Margarida Corrêa de Aguiar disse...

Continuação de boas férias Caro Bartolomeu. Cá o esperamos, sempre. Obrigada pelo seu estímulo...

A repressão policial não é, como muito bem aponta o Caro Zuricher, "panaceia para todos os males". A exclusão social associada à pobreza é um fenómeno que em determinados contextos económicos e culturais incentiva comportamentos desviantes e delinquência. Essas colónias sociais acabam por constituir uma fonte de recrutamento do crime violento.
É por isso muito importante que a sociedade tome consciência que o combate à exclusão social é importante e que o Estado não deixe de assumir as suas responsabilidades.

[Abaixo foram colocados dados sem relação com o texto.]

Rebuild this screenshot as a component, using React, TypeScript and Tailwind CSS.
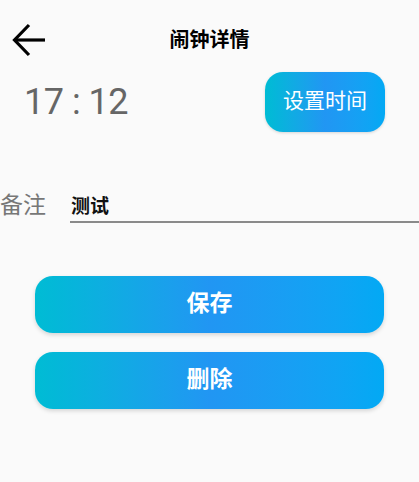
export default function App() {
  const font = { fontFamily: 'Roboto, "Noto Sans CJK SC", sans-serif' };

  return (
    <div style={font} className="w-[419px] h-[482px] bg-[#fafafa] flex flex-col">
      {/* header */}
      <div className="h-[72px] pt-[8px] grid grid-cols-[70px_1fr_70px] items-center">
        <div className="pl-[12px] flex items-center">
          <svg width="34" height="34" viewBox="0 0 34 34" fill="none" stroke="#000" strokeWidth="3.2">
            <path d="M33 17H4" />
            <path d="M17 2L2.5 17L17 32" />
          </svg>
        </div>
        <p className="text-center text-[20px] font-bold text-black">闹钟详情</p>
        <div />
      </div>

      {/* time row */}
      <div className="h-[60px] flex items-center justify-between pl-[24px] pr-[34px]">
        <p className="text-[36px] text-[#666] tracking-[-0.5px]">17 : 12</p>
        <button className="w-[120px] h-[60px] rounded-[18px] bg-gradient-to-r from-[#00bcd4] via-[#2196f3] to-[#03a9f4] text-white text-[21px] shadow-[0_1px_3px_rgba(0,0,0,0.15)]">
          设置时间
        </button>
      </div>

      {/* note row */}
      <div className="mt-[57px] flex items-end">
        <p className="w-[70px] text-[23px] text-[#777] leading-[30px] pb-[2px]">备注</p>
        <div className="flex-1 h-[34px] border-b-[2px] border-[#8a8a8a] flex items-center pt-[5px]">
          <p className="text-[19px] font-bold text-[#111] pl-[1px]">测试</p>
        </div>
      </div>

      {/* actions */}
      <div className="mt-[53px] px-[35px] flex flex-col gap-[19px]">
        <button className="h-[57px] rounded-[18px] bg-gradient-to-r from-[#00bcd4] via-[#2196f3] to-[#03a9f4] text-white text-[23px] font-bold shadow-[0_2px_4px_rgba(0,0,0,0.15)]">
          保存
        </button>
        <button className="h-[57px] rounded-[18px] bg-gradient-to-r from-[#00bcd4] via-[#2196f3] to-[#03a9f4] text-white text-[23px] font-bold shadow-[0_2px_4px_rgba(0,0,0,0.15)]">
          删除
        </button>
      </div>
    </div>
  );
}
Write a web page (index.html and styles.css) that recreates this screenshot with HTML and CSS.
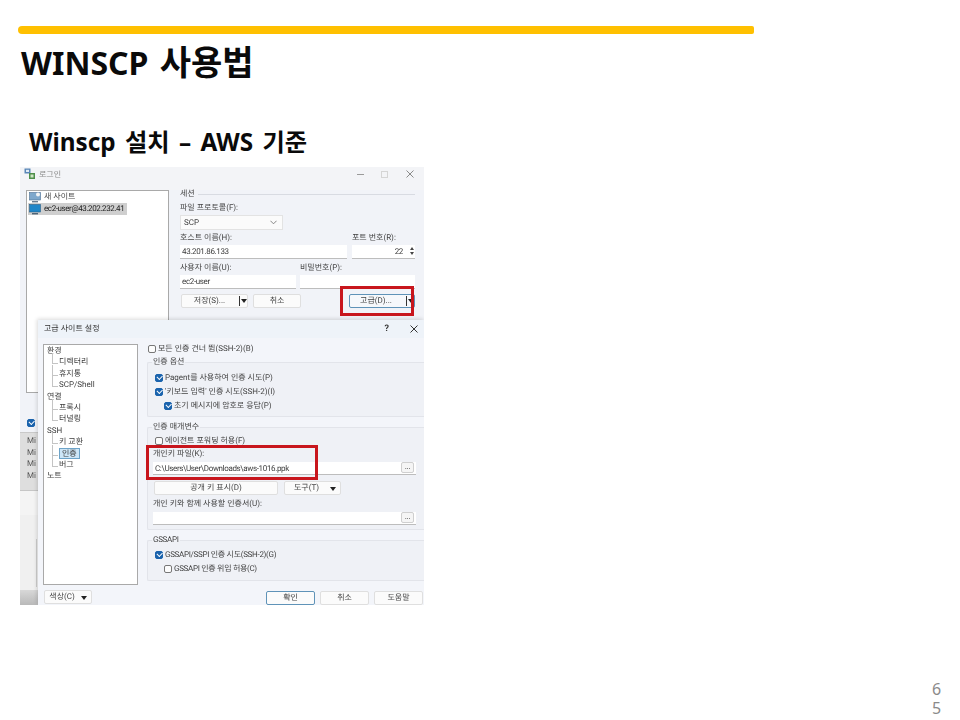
FILE: index.html
```html
<!DOCTYPE html>
<html lang="ko">
<head>
<meta charset="utf-8">
<title>WINSCP 사용법</title>
<link rel="stylesheet" href="styles.css">
</head>
<body>
<main class="slide">
  <div class="accent"></div>
  <h1 class="title">WINSCP <span class="ko">사용법</span></h1>
  <h2 class="subtitle">Winscp 설치 – AWS 기준</h2>

  <section class="shot">
    <div class="backdrop">
      <div class="log">
        <div>Mi</div><div>Mi</div><div>Mi</div><div>Mi</div>
      </div>
      <div class="pane-white"></div>
      <div class="pane-light"><span class="scroll"></span></div>
      <div class="pane-gray"></div>
    </div>

    <div class="win login">
      <header class="bar">
        <svg class="app" viewBox="0 0 12 12" width="12" height="12"><rect x="0.5" y="0.5" width="6" height="5" fill="#5b87b8"/><rect x="2" y="1.8" width="3" height="2.2" fill="#dfeaf5"/><rect x="5" y="5" width="6" height="6" fill="#4f8f4b"/><rect x="6.5" y="6.5" width="3" height="3" fill="#cfe6c6"/></svg>
        <span class="bar-title">로그인</span>
        <span class="ctl ctl-min"></span>
        <span class="ctl ctl-max"></span>
        <svg class="ctl-x" viewBox="0 0 8 8" width="8" height="8"><path d="M0.5 0.5L7.5 7.5M7.5 0.5L0.5 7.5" stroke="#8a8a8a" fill="none"/></svg>
      </header>
      <div class="login-body">
        <div class="left">
          <div class="sites">
            <div class="site">
              <svg viewBox="0 0 12 11" width="12" height="11"><rect x="0.5" y="0.5" width="11" height="7.5" fill="#7fa8cc" stroke="#4b6f92" stroke-width="0.6"/><circle cx="9" cy="2.5" r="2" fill="#f4f4f4"/><rect x="3" y="9" width="6" height="1.4" fill="#6a7d90"/></svg>
              <span>새 사이트</span>
            </div>
            <div class="site site-on">
              <svg viewBox="0 0 12 11" width="12" height="11"><rect x="0.5" y="0.5" width="11" height="7.5" fill="#1f86c8" stroke="#2a5f88" stroke-width="0.6"/><rect x="3" y="9" width="6" height="1.4" fill="#4c6478"/></svg>
              <span>ec2-user@43.202.232.41</span>
            </div>
          </div>
          <span class="cb cb-on login-cb"></span>
        </div>
        <div class="session">
          <div class="legend"><span>세션</span><i></i></div>
          <label class="lbl lbl-first">파일 프로토콜(F):</label>
          <div class="select">SCP
            <svg viewBox="0 0 8 5" width="7" height="5"><path d="M0.5 0.5L4 4L7.5 0.5" fill="none" stroke="#777"/></svg>
          </div>
          <div class="row row-host">
            <div class="f-host"><label class="lbl">호스트 이름(H):</label><div class="input">43.201.86.133</div></div>
            <div class="f-port"><label class="lbl">포트 번호(R):</label><div class="input input-num">22<span class="spin"></span></div></div>
          </div>
          <div class="row row-user">
            <div class="f-user"><label class="lbl">사용자 이름(U):</label><div class="input">ec2-user</div></div>
            <div class="f-pass"><label class="lbl">비밀번호(P):</label><div class="input"></div></div>
          </div>
          <div class="row row-btns">
            <div class="btn btn-save">저장(S)...<span class="split"></span></div>
            <div class="btn btn-cancel">취소</div>
            <div class="btn btn-adv">고급(D)...<span class="split"></span></div>
          </div>
        </div>
      </div>
    </div>

    <div class="win dialog">
      <header class="dlg-bar">
        <span class="dlg-title">고급 사이트 설정</span>
        <span class="help">?</span>
        <svg viewBox="0 0 8 8" width="8" height="8"><path d="M0.5 0.5L7.5 7.5M7.5 0.5L0.5 7.5" stroke="#333" fill="none"/></svg>
      </header>
      <div class="dlg-main">
        <div class="dlg-left">
          <ul class="tree">
            <li>환경</li>
            <li class="sub">디렉터리</li>
            <li class="sub">휴지통</li>
            <li class="sub">SCP/Shell</li>
            <li>연결</li>
            <li class="sub">프록시</li>
            <li class="sub">터널링</li>
            <li>SSH</li>
            <li class="sub">키 교환</li>
            <li class="sub"><b class="tree-on">인증</b></li>
            <li class="sub">버그</li>
            <li>노트</li>
          </ul>
          <div class="btn btn-color">색상(C)<span class="caret"></span></div>
        </div>
        <div class="dlg-right">
          <div class="check check-top"><span class="cb"></span>모든 인증 건너 뜀(SSH-2)(B)</div>
          <fieldset class="group g-options">
            <legend>인증 옵션</legend>
            <div class="check"><span class="cb cb-on"></span>Pagent를 사용하여 인증 시도(P)</div>
            <div class="check"><span class="cb cb-on"></span>'키보드 입력' 인증 시도(SSH-2)(I)</div>
            <div class="check indent"><span class="cb cb-on"></span>초기 메시지에 암호로 응답(P)</div>
          </fieldset>
          <fieldset class="group g-params">
            <legend>인증 매개변수</legend>
            <div class="check"><span class="cb"></span>에이전트 포워딩 허용(F)</div>
            <label class="lbl lbl-key">개인키 파일(K):</label>
            <div class="input input-path">C:\Users\User\Downloads\aws-1016.ppk<span class="dots">...</span></div>
            <div class="row row-key">
              <div class="btn btn-pub">공개 키 표시(D)</div>
              <div class="btn btn-tool">도구(T)<span class="caret"></span></div>
            </div>
            <label class="lbl lbl-cert">개인 키와 함께 사용할 인증서(U):</label>
            <div class="input input-path"><span class="dots">...</span></div>
          </fieldset>
          <fieldset class="group g-gss">
            <legend>GSSAPI</legend>
            <div class="check"><span class="cb cb-on"></span>GSSAPI/SSPI 인증 시도(SSH-2)(G)</div>
            <div class="check indent"><span class="cb"></span>GSSAPI 인증 위임 허용(C)</div>
          </fieldset>
          <div class="row row-actions">
            <div class="btn btn-ok">확인</div>
            <div class="btn btn-act">취소</div>
            <div class="btn btn-act">도움말</div>
          </div>
        </div>
      </div>
    </div>

    <div class="mark mark-adv"></div>
    <div class="mark mark-key"></div>
  </section>

  <div class="page">65</div>
</main>
</body>
</html>
```
FILE: styles.css
```css
* { box-sizing: border-box; }
html, body { margin: 0; padding: 0; background: #fff; }
body { font-family: "Noto Sans", "Noto Sans CJK KR", sans-serif; color: #000; }

.slide { position: relative; width: 960px; height: 720px; padding: 26px 0 0 18px; overflow: hidden; }
.accent { width: 736px; height: 8px; background: #ffc000; border-radius: 4px 2px 2px 4px; }
.title { height: 44px; margin: 6px 0 0 3px; font-size: 32px; line-height: 44px; font-weight: 700; word-spacing: 3px; color: #0a0a0a; }
.ko { font-size: 34px; }
.subtitle { height: 32px; margin: 42px 0 0 11px; font-size: 24.3px; line-height: 32px; font-weight: 700; word-spacing: 3px; color: #0a0a0a; }

.shot { position: relative; width: 404px; height: 438px; margin: 9px 0 0 2px; overflow: hidden; font-family: Roboto, "Noto Sans CJK KR", sans-serif; font-size: 8px; line-height: 10px; color: #3c3c3c; filter: blur(0.35px); text-rendering: geometricPrecision; }

/* backdrop of the photographed desktop */
.backdrop { position: absolute; inset: 265px 0 0 0; display: flex; flex-direction: column; background: #dcdcdc; }
.log { height: 58px; padding: 2px 0 0 7px; background: #dedede; border-top: 1px solid #c9c9c9; }
.log div { height: 11.6px; line-height: 12px; font-size: 8px; color: #555; }
.pane-white { height: 25px; background: #f4f4f4; border-top: 1px solid #c6c6c6; }
.pane-light { position: relative; height: 75px; background: #f0f0f0; }
.scroll { display: block; width: 1px; height: 48px; margin: 24px 0 0 16px; background: #ccc; }
.pane-gray { flex: 1; background: linear-gradient(#d8d8d8, #b9b9b9); }

/* windows laid on the desktop */
.win { position: absolute; }
.login { top: 0; left: 0; width: 404px; height: 265px; background: #f1f3f8; }
.bar { display: flex; align-items: center; height: 23px; padding: 0 10px 0 4px; background: #f3f4f7; }
.app { margin-top: -9px; }
.bar-title { margin: -8px 0 0 3px; color: #8b8b8b; font-size: 8px; }
.ctl { display: block; margin-top: -9px; }
.ctl-min { width: 7px; height: 1px; margin-left: auto; background: #9a9a9a; }
.ctl-max { width: 7px; height: 7px; margin-left: 17px; border: 1px solid #d5d5d5; }
.ctl-x { margin: -9px 0 0 18px; }

.login-body { display: flex; align-items: flex-start; }
.left { width: 160px; padding-left: 6px; }
.sites { width: 143px; height: 203px; padding: 0 1px; background: #fff; border: 1px solid #a9a9a9; }
.site { display: flex; align-items: center; gap: 3px; height: 12px; padding-left: 1px; color: #444; }
.site svg { flex: none; }
.site-on { width: 99px; background: #cfcfcf; color: #222; white-space: nowrap; letter-spacing: -0.4px; }
.login-cb { display: block; margin: 26px 0 0 1px; }

.session { width: 235px; }
.legend { display: flex; align-items: center; height: 10px; margin-top: -1px; }
.legend i { flex: 1; height: 1px; margin-left: 3px; background: #d8dbe2; }
.lbl { display: block; height: 10px; white-space: nowrap; color: #444; }
.lbl-first { margin-top: 4px; }
.select { display: flex; align-items: center; justify-content: space-between; width: 103px; height: 15px; margin-top: 2px; padding: 0 5px 0 3px; background: #fbfbfb; border: 1px solid #e3e3e3; }
.input { position: relative; height: 14px; margin-top: 2px; padding-left: 2px; line-height: 14px; background: #fff; border-bottom: 1px solid #bdbdbd; white-space: nowrap; letter-spacing: -0.35px; }
.input-num { padding-right: 12px; text-align: right; }
.spin { position: absolute; top: 3px; right: 3px; width: 0; height: 8px; }
.spin::before, .spin::after { content: ""; position: absolute; left: -2px; border: 2px solid transparent; }
.spin::before { top: -1px; border-top: 0; border-bottom: 3px solid #444; }
.spin::after { top: 4px; border-bottom: 0; border-top: 3px solid #444; }
.row { display: flex; }
.row-host { margin-top: 3px; gap: 5px; }
.f-host { width: 167px; }
.f-port { width: 63px; }
.row-user { margin-top: 4px; gap: 4px; }
.f-user { width: 116px; }
.f-pass { width: 115px; }
.row-btns { margin: 5px 0 0 1px; }

.btn { position: relative; display: flex; align-items: center; justify-content: center; height: 14px; background: #fbfbfb; border: 1px solid #dfdfdf; border-radius: 2px; white-space: nowrap; color: #444; }
.btn-save { width: 67px; padding-right: 10px; }
.btn-cancel { width: 48px; margin-left: 5px; }
.btn-adv { width: 66px; margin-left: 48px; padding-right: 12px; border-color: #5f93b8; background: #f6f8fb; }
.split { position: absolute; top: 1px; right: 0; width: 8px; height: 10px; border-left: 1px solid #333; }
.split::after { content: ""; position: absolute; top: 3px; left: 1px; border: 3px solid transparent; border-top: 4px solid #222; border-bottom: 0; }

/* advanced dialog */
.dialog { top: 153px; left: 18px; width: 386px; height: 285px; background: #f3f5fa; box-shadow: -1px -1px 4px rgba(0, 0, 0, .15); }
.dlg-bar { display: flex; align-items: center; height: 18px; padding: 0 6px 0 6px; background: #eef3f9; }
.dlg-title { color: #333; }
.help { margin: 0 21px 0 auto; font-weight: 700; font-size: 9px; color: #333; }
.dlg-main { display: flex; }
.dlg-left { width: 105px; padding: 6px 0 0 5px; }
.tree { width: 95px; height: 241px; margin: 0; padding: 1px 0 0 3px; list-style: none; background: #fff; border: 1px solid #a9a9a9; }
.tree li { position: relative; height: 11.4px; line-height: 10px; white-space: nowrap; }
.tree .sub { padding-left: 12px; }
.tree .sub::before { content: ""; position: absolute; left: 5px; top: -4px; width: 5px; height: 10px; border-left: 1px solid #c4c4c4; border-bottom: 1px solid #c4c4c4; }
.tree-on { font-weight: 400; padding: 0 2px; background: #cde6f7; border: 1px solid #6da3c8; }
.btn-color { width: 48px; margin: 5px 0 0 1px; padding-right: 12px; }
.caret { position: absolute; top: 5px; right: 4px; border: 3px solid transparent; border-top: 4px solid #222; border-bottom: 0; }

.dlg-right { width: 277px; padding: 6px 0 0 4px; }
.check { display: flex; align-items: center; gap: 2px; height: 14px; white-space: nowrap; color: #444; }
.check-top { height: 10px; margin-left: 1px; }
.indent { margin-left: 9px; }
.cb { display: block; position: relative; flex: none; width: 8px; height: 8px; background: #fcfcfc; border: 1px solid #777; border-radius: 2px; }
.cb-on { background: #1a63ad; border-color: #1a63ad; }
.cb-on::after { content: ""; position: absolute; left: 1px; top: 0; width: 4px; height: 2.5px; border-left: 1px solid #fff; border-bottom: 1px solid #fff; transform: rotate(-45deg); }

.group { margin: 0; padding: 0 0 0 7px; min-width: 0; width: 277px; border: 1px solid #e2e4ea; border-right: 0; border-radius: 2px 0 0 2px; background: #eff1f6; }
.group legend { margin-left: -3px; padding: 0 1px; height: 10px; line-height: 10px; color: #444; }
.g-options { height: 60px; margin-top: 3px; padding-top: 4px; }
.g-params { height: 108px; margin-top: 5px; padding-top: 2px; }
.g-gss { height: 46px; margin-top: 5px; padding-top: 3px; letter-spacing: -0.3px; }
.lbl-key { margin: 1px 0 0 -2px; }
.input-path { width: 263px; height: 13px; margin: 3px 0 0 -2px; line-height: 13px; }
.dots { position: absolute; top: 0; right: 2px; width: 13px; height: 11px; line-height: 7px; text-align: center; background: #f5f5f5; border: 1px solid #cfcfcf; border-radius: 2px; }
.row-key { margin: 6px 0 0 -1px; gap: 6px; }
.btn-pub { width: 124px; }
.btn-tool { width: 57px; padding-right: 12px; }
.lbl-cert { margin: 4px 0 0 -2px; }
.row-actions { justify-content: flex-end; gap: 5px; margin: 10px -3px 0 0; }
.btn-ok { width: 49px; border-color: #5f93b8; }
.btn-act { width: 49px; }

/* red callouts drawn over the picture */
.mark { position: absolute; border: 3px solid #c8161d; }
.mark-adv { left: 320px; top: 119px; width: 74px; height: 30px; }
.mark-key { left: 126px; top: 278px; width: 172px; height: 35px; }

.page { position: absolute; left: 932px; top: 680px; width: 11px; font-size: 16px; line-height: 19px; color: #8a8a8a; word-break: break-all; }
```
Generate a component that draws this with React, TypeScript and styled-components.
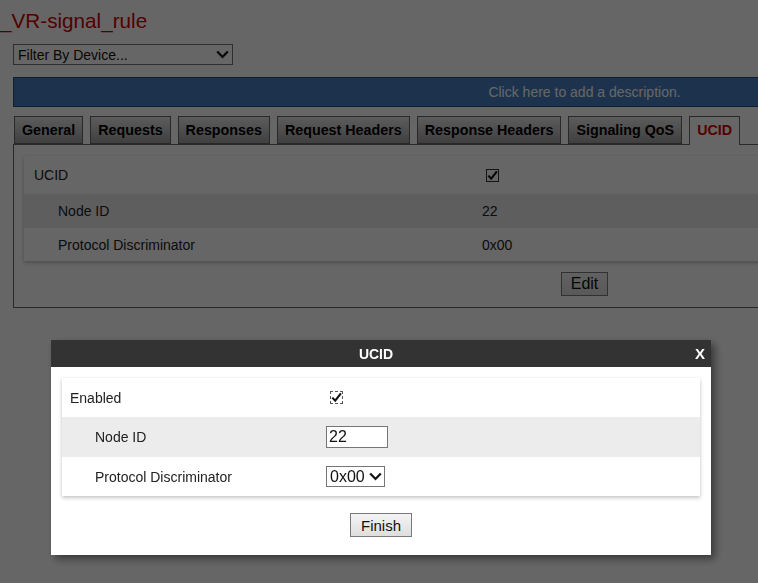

Se o exemplo do nosso jotaC evidencia a diferença que pode fazer um bairro bem planeado de um ponto de vista de integração e harmonia social, o mesmo não se pode dizer de um bairro pensado de raiz para acolher famílias de relacionamento tenso e rival. Com esta decisão as autoridades públicas assinaram uma sentença de problemas muito graves.
Nestas circunstâncias, o trabalho de apoio social que a Suzana destaca ganha maior necessidade e importância.
Se as imagens violentas que as televisões não se cansaram de transmitir podem ter causado um efeito de desânimo nos jovens e voluntários do bairro, empenhados em trabalhar para combater a violência ou o insucesso escolar, também não é possível esconder o clima de violência que no bairro se vive. Hoje mesmo ouvi na televisão que há famílias ciganas que decidiram abandonar o bairro com receio de represálias.